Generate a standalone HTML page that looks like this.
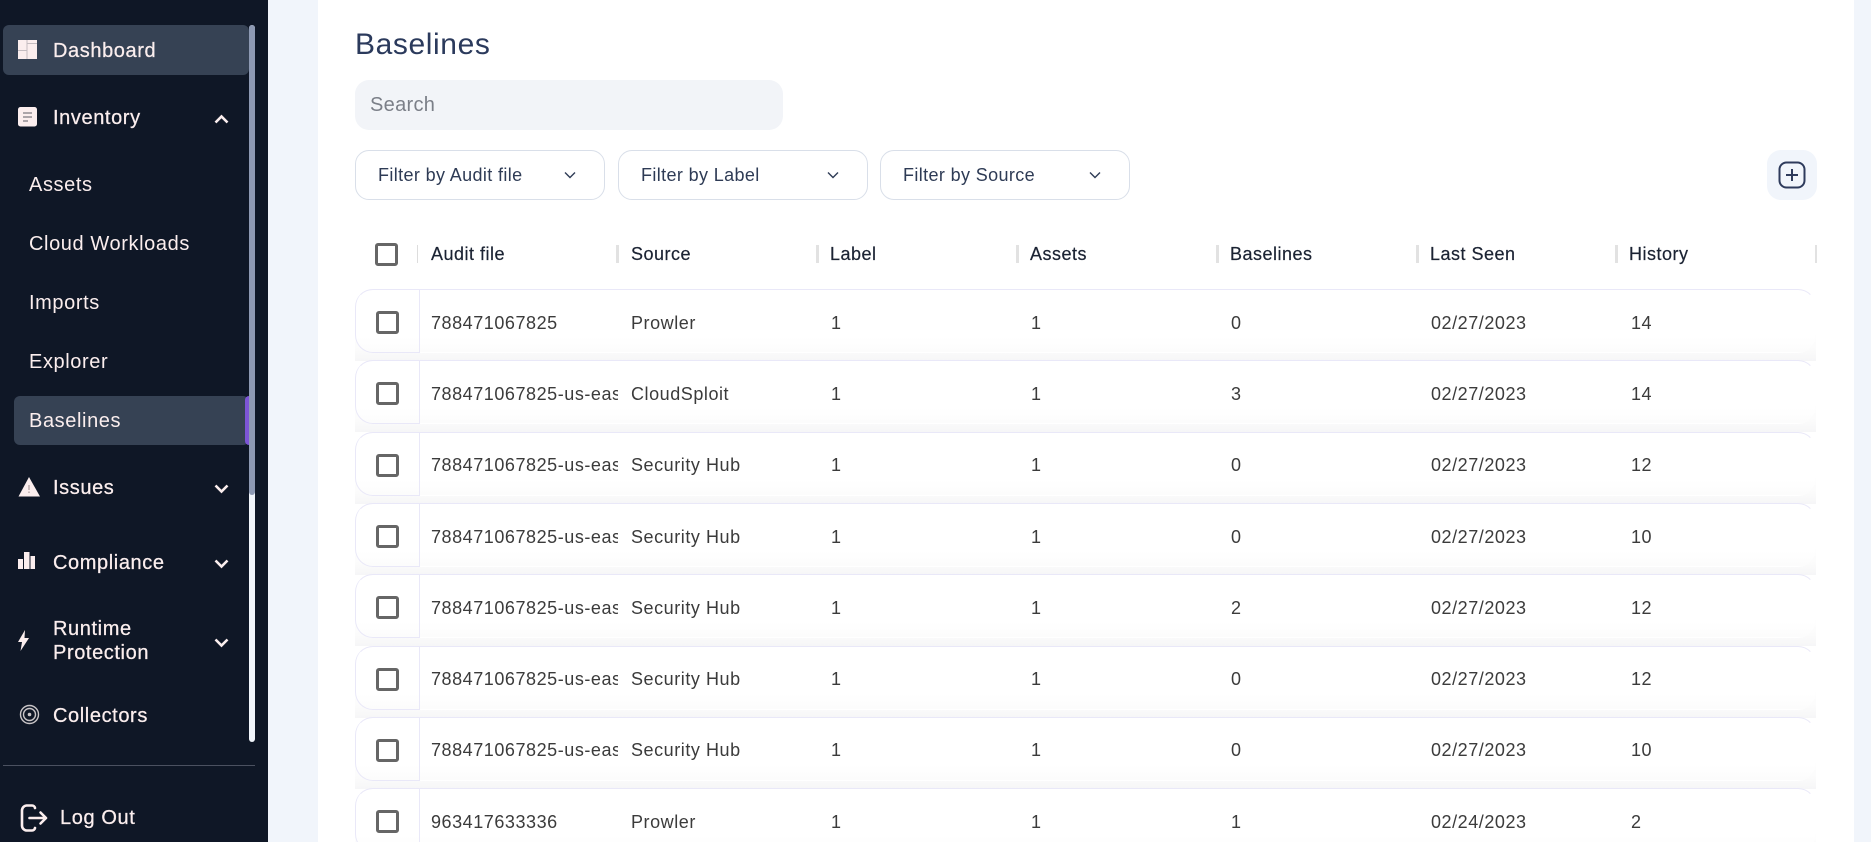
<!DOCTYPE html>
<html><head><meta charset="utf-8"><style>
*{box-sizing:border-box}
html,body{margin:0;padding:0;width:1871px;height:842px;overflow:hidden;background:#f1f5fb;font-family:"Liberation Sans",sans-serif}
.a{position:absolute}
#w{position:absolute;left:0;top:0;width:1871px;height:842px;overflow:hidden;z-index:0}
#side{left:0;top:0;width:268px;height:842px;background:#0f1726;overflow:hidden;z-index:5}
.n{position:absolute;color:#fbeeee;font-size:20px;line-height:24px;white-space:nowrap;letter-spacing:.6px}
.m{left:53px;-webkit-text-stroke:.25px #fbeeee}
.s{left:29px}
#card{left:318px;top:-20px;width:1536px;height:900px;background:#fff;border-radius:18px;z-index:-2}
.f{position:absolute;top:150px;width:250px;height:50px;border:1px solid #d9dfe9;border-radius:14px;background:#fff;color:#2e3b55;font-size:18px;line-height:48px;padding-left:22px;letter-spacing:.37px}
.f svg{position:absolute;right:26px;top:18px}
.h{position:absolute;top:242px;font-size:18px;line-height:24px;color:#1b2333;letter-spacing:.5px;white-space:nowrap;-webkit-text-stroke:.2px #1b2333}
.sep{position:absolute;top:245px;width:3px;height:18px;background:#e2e2e2}
.r{position:absolute;left:355px;width:1461px;height:64px;border:1px solid transparent;border-top-color:#e9e8f8;border-radius:18px;background:linear-gradient(#fff 75%,#fcfcfc)}
.r::before{content:"";position:absolute;left:-1px;right:-1px;top:40px;height:31px;background:linear-gradient(#fff,#fbfbfb 65%,#f6f6f7);z-index:-1}
.cb{position:absolute;left:20px;top:21px;width:23px;height:23px;border:3px solid #666;border-radius:3px;background:#fff}
.d{position:absolute;left:-1px;top:-1px;width:65px;height:64px;border:1px solid #e9e8f8;border-top:0;border-radius:18px 0 0 18px}
.t{position:absolute;top:20.500px;font-size:18px;line-height:24px;color:#3b3b3b;letter-spacing:.55px;white-space:nowrap}
.c1{left:75px;width:187px;overflow:hidden}.c2{left:275px}.c3{left:475px}.c4{left:675px}.c5{left:875px}.c6{left:1075px}.c7{left:1275px}
</style></head><body>
<div id="w">
<div id="side" class="a">
<div class="a" style="left:3px;top:25px;width:246px;height:50px;background:#364254;border-radius:6px"></div>
<div class="a" style="left:14px;top:396px;width:235px;height:49px;background:#364254;border-radius:6px"></div>
<div class="a" style="left:245px;top:396px;width:4px;height:49px;background:#7d55d6;border-radius:4px 0 0 4px"></div>
<div class="a" style="left:249px;top:25px;width:6px;height:717px;background:#f1f5fb;border-radius:3px"></div>
<div class="a" style="left:249px;top:25px;width:6px;height:470px;background:#8d99b3;border-radius:3px"></div>
<div class="a" style="left:3px;top:765px;width:252px;height:1px;background:#4b5160"></div>

<svg class="a" style="left:18px;top:40px" width="19" height="19" viewBox="0 0 19 19"><rect width="19" height="19" fill="#fbeeee"/><path d="M9 0v19M0 10.500h9M9 3.500h10" stroke="#c4bcc0" stroke-width="1"/></svg>
<svg class="a" style="left:18px;top:107px" width="19" height="20" viewBox="0 0 19 20"><rect width="19" height="19.500" rx="2.500" fill="#fbeeee"/><path d="M5 6h9M5 10h9M5 14h5" stroke="#7d7a80" stroke-width="1.300"/></svg>
<svg class="a" style="left:18px;top:476px" width="22" height="21" viewBox="0 0 22 21"><path fill="#fbeeee" d="M11 1 22 20.500H.5z"/><path d="M11 9v5M11 15.500v1.500" stroke="#9a8a8a" stroke-width="1"/></svg>
<svg class="a" style="left:18px;top:552px" width="17" height="17" viewBox="0 0 17 17"><path fill="#fbeeee" d="M0 7h5v10H0zM6 0h5.500v17H6zM12.500 4H17v13h-4.500z"/></svg>
<svg class="a" style="left:18px;top:630px" width="11" height="21" viewBox="0 0 11 21"><path fill="#fbeeee" d="M7 0 0 12h4l-1.500 9L11 8H6.500z"/></svg>
<svg class="a" style="left:19px;top:704px" width="21" height="21" viewBox="0 0 21 21" fill="none" stroke="#c9c5c7"><circle cx="10.500" cy="10.500" r="9" stroke-width="1.400"/><circle cx="10.500" cy="10.500" r="6" stroke-width="1.400"/><circle cx="10.500" cy="10.500" r="1.800" fill="#c9c5c7" stroke="none"/></svg>
<svg class="a" style="left:20px;top:804px" width="28" height="28" viewBox="0 0 28 28" fill="none" stroke="#fbeeee" stroke-width="2.600" stroke-linecap="round" stroke-linejoin="round"><path d="M15 4a3 3 0 0 0-3-2.500H6.500A5 5 0 0 0 2 6.500v15a5 5 0 0 0 4.500 5H12a3 3 0 0 0 3-2.500"/><path d="M9.500 14H26M20.500 8.500 26 14l-5.500 5.500"/></svg>

<svg class="a" style="left:214px;top:114px" width="15" height="10" viewBox="0 0 15 10" fill="none" stroke="#fbeeee" stroke-width="2.600"><path d="M1.500 8.500 7.500 2.500l6 6"/></svg>
<svg class="a" style="left:214px;top:484px" width="15" height="10" viewBox="0 0 15 10" fill="none" stroke="#fbeeee" stroke-width="2.600"><path d="M1.500 1.500l6 6 6-6"/></svg>
<svg class="a" style="left:214px;top:559px" width="15" height="10" viewBox="0 0 15 10" fill="none" stroke="#fbeeee" stroke-width="2.600"><path d="M1.500 1.500l6 6 6-6"/></svg>
<svg class="a" style="left:214px;top:638px" width="15" height="10" viewBox="0 0 15 10" fill="none" stroke="#fbeeee" stroke-width="2.600"><path d="M1.500 1.500l6 6 6-6"/></svg>

<div class="n m" style="top:39px">Dashboard</div>
<div class="n m" style="top:106px">Inventory</div>
<div class="n s" style="top:173px">Assets</div>
<div class="n s" style="top:232px">Cloud Workloads</div>
<div class="n s" style="top:291px">Imports</div>
<div class="n s" style="top:350px">Explorer</div>
<div class="n s" style="top:409px">Baselines</div>
<div class="n m" style="top:476px">Issues</div>
<div class="n m" style="top:551px">Compliance</div>
<div class="n m" style="top:617px">Runtime</div>
<div class="n m" style="top:641px">Protection</div>
<div class="n m" style="top:704px">Collectors</div>
<div class="n m" style="left:60px;top:806px">Log Out</div>
</div>

<div id="card" class="a"></div>
<div class="a" style="left:355px;top:27px;font-size:30px;line-height:36px;color:#2b3a5c;letter-spacing:.6px">Baselines</div>
<div class="a" style="left:355px;top:80px;width:428px;height:50px;background:#f2f4f8;border-radius:14px;color:#7b7f88;font-size:20px;line-height:50px;padding-left:15px;letter-spacing:.3px">Search</div>
<div class="f" style="left:355px">Filter by Audit file<svg width="16" height="12" viewBox="0 0 16 12" fill="none" stroke="#2e3b55" stroke-width="1.400"><path d="M3 3.500l5 5 5-5"/></svg></div>
<div class="f" style="left:618px">Filter by Label<svg width="16" height="12" viewBox="0 0 16 12" fill="none" stroke="#2e3b55" stroke-width="1.400"><path d="M3 3.500l5 5 5-5"/></svg></div>
<div class="f" style="left:880px">Filter by Source<svg width="16" height="12" viewBox="0 0 16 12" fill="none" stroke="#2e3b55" stroke-width="1.400"><path d="M3 3.500l5 5 5-5"/></svg></div>
<div class="a" style="left:1767px;top:150px;width:50px;height:50px;background:#f1f5fb;border-radius:14px"></div>
<svg class="a" style="left:1778px;top:161px" width="28" height="28" viewBox="0 0 28 28" fill="none" stroke="#2e3b5c" stroke-width="2"><rect x="1.500" y="1.500" width="25" height="25" rx="7"/><path d="M14 8v12M8 14h12"/></svg>

<div class="a" style="left:375px;top:243px;width:23px;height:23px;border:3px solid #666;border-radius:3px"></div>
<div class="sep" style="left:417px;width:1px;background:#ddd"></div>
<div class="sep" style="left:616px"></div><div class="sep" style="left:816px"></div><div class="sep" style="left:1016px"></div><div class="sep" style="left:1216px"></div><div class="sep" style="left:1416px"></div><div class="sep" style="left:1615px"></div><div class="sep" style="left:1815px;width:2px"></div>
<div class="h" style="left:431px">Audit file</div><div class="h" style="left:631px">Source</div><div class="h" style="left:830px">Label</div><div class="h" style="left:1030px">Assets</div><div class="h" style="left:1230px">Baselines</div><div class="h" style="left:1430px">Last Seen</div><div class="h" style="left:1629px">History</div>

<div class="r" style="top:289px"><div class="cb"></div><div class="d"></div><div class="t c1">788471067825</div><div class="t c2">Prowler</div><div class="t c3">1</div><div class="t c4">1</div><div class="t c5">0</div><div class="t c6">02/27/2023</div><div class="t c7">14</div></div>
<div class="r" style="top:360.300px"><div class="cb"></div><div class="d"></div><div class="t c1">788471067825-us-east-1</div><div class="t c2">CloudSploit</div><div class="t c3">1</div><div class="t c4">1</div><div class="t c5">3</div><div class="t c6">02/27/2023</div><div class="t c7">14</div></div>
<div class="r" style="top:431.600px"><div class="cb"></div><div class="d"></div><div class="t c1">788471067825-us-east-1</div><div class="t c2">Security Hub</div><div class="t c3">1</div><div class="t c4">1</div><div class="t c5">0</div><div class="t c6">02/27/2023</div><div class="t c7">12</div></div>
<div class="r" style="top:503px"><div class="cb"></div><div class="d"></div><div class="t c1">788471067825-us-east-1</div><div class="t c2">Security Hub</div><div class="t c3">1</div><div class="t c4">1</div><div class="t c5">0</div><div class="t c6">02/27/2023</div><div class="t c7">10</div></div>
<div class="r" style="top:574.200px"><div class="cb"></div><div class="d"></div><div class="t c1">788471067825-us-east-1</div><div class="t c2">Security Hub</div><div class="t c3">1</div><div class="t c4">1</div><div class="t c5">2</div><div class="t c6">02/27/2023</div><div class="t c7">12</div></div>
<div class="r" style="top:645.500px"><div class="cb"></div><div class="d"></div><div class="t c1">788471067825-us-east-1</div><div class="t c2">Security Hub</div><div class="t c3">1</div><div class="t c4">1</div><div class="t c5">0</div><div class="t c6">02/27/2023</div><div class="t c7">12</div></div>
<div class="r" style="top:716.800px"><div class="cb"></div><div class="d"></div><div class="t c1">788471067825-us-east-1</div><div class="t c2">Security Hub</div><div class="t c3">1</div><div class="t c4">1</div><div class="t c5">0</div><div class="t c6">02/27/2023</div><div class="t c7">10</div></div>
<div class="r" style="top:788px"><div class="cb"></div><div class="d"></div><div class="t c1">963417633336</div><div class="t c2">Prowler</div><div class="t c3">1</div><div class="t c4">1</div><div class="t c5">1</div><div class="t c6">02/24/2023</div><div class="t c7">2</div></div>
</div>
</body></html>
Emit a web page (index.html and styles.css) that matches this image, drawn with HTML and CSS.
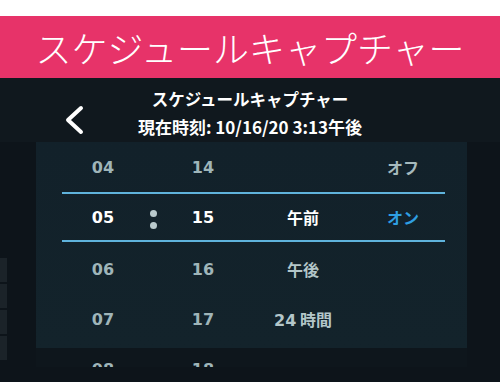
FILE: index.html
```html
<!DOCTYPE html>
<html lang="ja">
<head>
<meta charset="utf-8">
<link rel="stylesheet" href="styles.css">
</head>
<body>
<div class="topstrip"></div>
<div class="banner">スケジュールキャプチャー</div>
<div class="screen">
  <div class="header">
    <div class="back">
      <svg width="24" height="30" viewBox="0 0 24 30"><polyline points="18,3 5,15 18,27" fill="none" stroke="#ffffff" stroke-width="4" stroke-linecap="round" stroke-linejoin="round"/></svg>
    </div>
    <div class="titles">
      <div class="title">スケジュールキャプチャー</div>
      <div class="subtitle">現在時刻: 10/16/20 3:13午後</div>
    </div>
    <div></div>
  </div>
  <div class="body">
    <div class="bezel">
      <span class="seg"></span><span class="seg"></span><span class="seg"></span><span class="seg"></span>
    </div>
    <div class="picker">
      <div class="row">
        <span class="cell num">04</span><span class="cell"></span><span class="cell num">14</span><span class="cell ampm"></span><span class="cell sw">オフ</span>
      </div>
      <div class="row selected">
        <span class="cell num">05</span><span class="cell"><span class="colon"><i></i><i></i></span></span><span class="cell num">15</span><span class="cell ampm">午前</span><span class="cell sw on">オン</span>
      </div>
      <div class="row">
        <span class="cell num">06</span><span class="cell"></span><span class="cell num">16</span><span class="cell ampm">午後</span><span class="cell sw"></span>
      </div>
      <div class="row">
        <span class="cell num">07</span><span class="cell"></span><span class="cell num">17</span><span class="cell ampm"><span class="num">24</span> 時間</span><span class="cell sw"></span>
      </div>
      <div class="row">
        <span class="cell num">08</span><span class="cell"></span><span class="cell num">18</span><span class="cell ampm"></span><span class="cell sw"></span>
      </div>
    </div>
  </div>
</div>
</body>
</html>
```
FILE: styles.css
```css
html, body {
  margin: 0;
  padding: 0;
}
body {
  width: 500px;
  height: 382px;
  overflow: hidden;
  background: #ffffff;
  font-family: "Noto Sans CJK JP", "Noto Sans", sans-serif;
}
.topstrip {
  height: 16px;
  background: #ffffff;
}
.banner {
  height: 62px;
  background: #e73369;
  color: #ffffff;
  font-size: 36px;
  font-weight: 200;
  line-height: 62px;
  text-align: center;
}
.screen {
  height: 304px;
  background: #10181e;
}
.header {
  height: 64px;
  display: grid;
  grid-template-columns: 1fr auto 1fr;
  box-sizing: border-box;
  padding-top: 9px;
}
.back {
  padding-left: 63px;
  padding-top: 18px;
}
.back svg {
  display: block;
}
.titles {
  text-align: center;
  color: #ffffff;
}
.title {
  font-size: 16.5px;
  font-weight: 700;
  line-height: 24px;
}
.subtitle {
  margin-top: 4px;
  font-size: 17px;
  font-weight: 700;
  line-height: 24px;
}
.body {
  height: 240px;
  display: flex;
  background: #0d141a;
}
.bezel {
  width: 7px;
  padding-top: 116px;
  display: flex;
  flex-direction: column;
  gap: 2px;
}
.seg {
  display: block;
  height: 24px;
  background: #1b2329;
}
.picker {
  margin-left: 29px;
  width: 431px;
  height: 225px;
  overflow: hidden;
  background: linear-gradient(#12212a 0, #13232b 206px, #0e161c 206px);
}
.row {
  height: 50px;
  display: grid;
  grid-template-columns: 50px 50px 50px 125px 100px;
  padding-left: 42px;
  align-items: center;
  color: #9fb5b9;
  font-size: 16px;
  font-weight: 700;
}
.row.selected {
  height: 46px;
  margin: 0 22px 0 26px;
  padding-left: 16px;
  border-top: 2px solid #5fb3dc;
  border-bottom: 2px solid #5fb3dc;
  color: #ffffff;
}
.row.selected + .row {
  margin-top: 2px;
}
.cell {
  text-align: center;
  display: block;
}
.num {
  font-family: "DejaVu Sans", "Noto Sans", sans-serif;
  font-weight: 700;
  font-size: 16px;
}
.ampm {
  padding-left: 25px;
  color: #b3c6c9;
}
.selected .ampm {
  color: #ffffff;
}
.sw {
  color: #a6babd;
}
.sw.on {
  color: #2e9fe2;
}
.colon {
  display: inline-flex;
  flex-direction: column;
  gap: 5px;
  vertical-align: middle;
}
.colon i {
  display: block;
  width: 7px;
  height: 7px;
  border-radius: 50%;
  background: #b9c9cc;
}
```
━━━
Identify lines with the string "index". Copy each one.

#w{position:absolute;left:0;top:0;width:1871px;height:842px;overflow:hidden;z-index:0}
#side{left:0;top:0;width:268px;height:842px;background:#0f1726;overflow:hidden;z-index:5}
#card{left:318px;top:-20px;width:1536px;height:900px;background:#fff;border-radius:18px;z-index:-2}
.r::before{content:"";position:absolute;left:-1px;right:-1px;top:40px;height:31px;background:linear-gradient(#fff,#fbfbfb 65%,#f6f6f7);z-index:-1}
Emit a web page (index.html and styles.css) that matches this image, drawn with HTML and CSS.
FILE: index.html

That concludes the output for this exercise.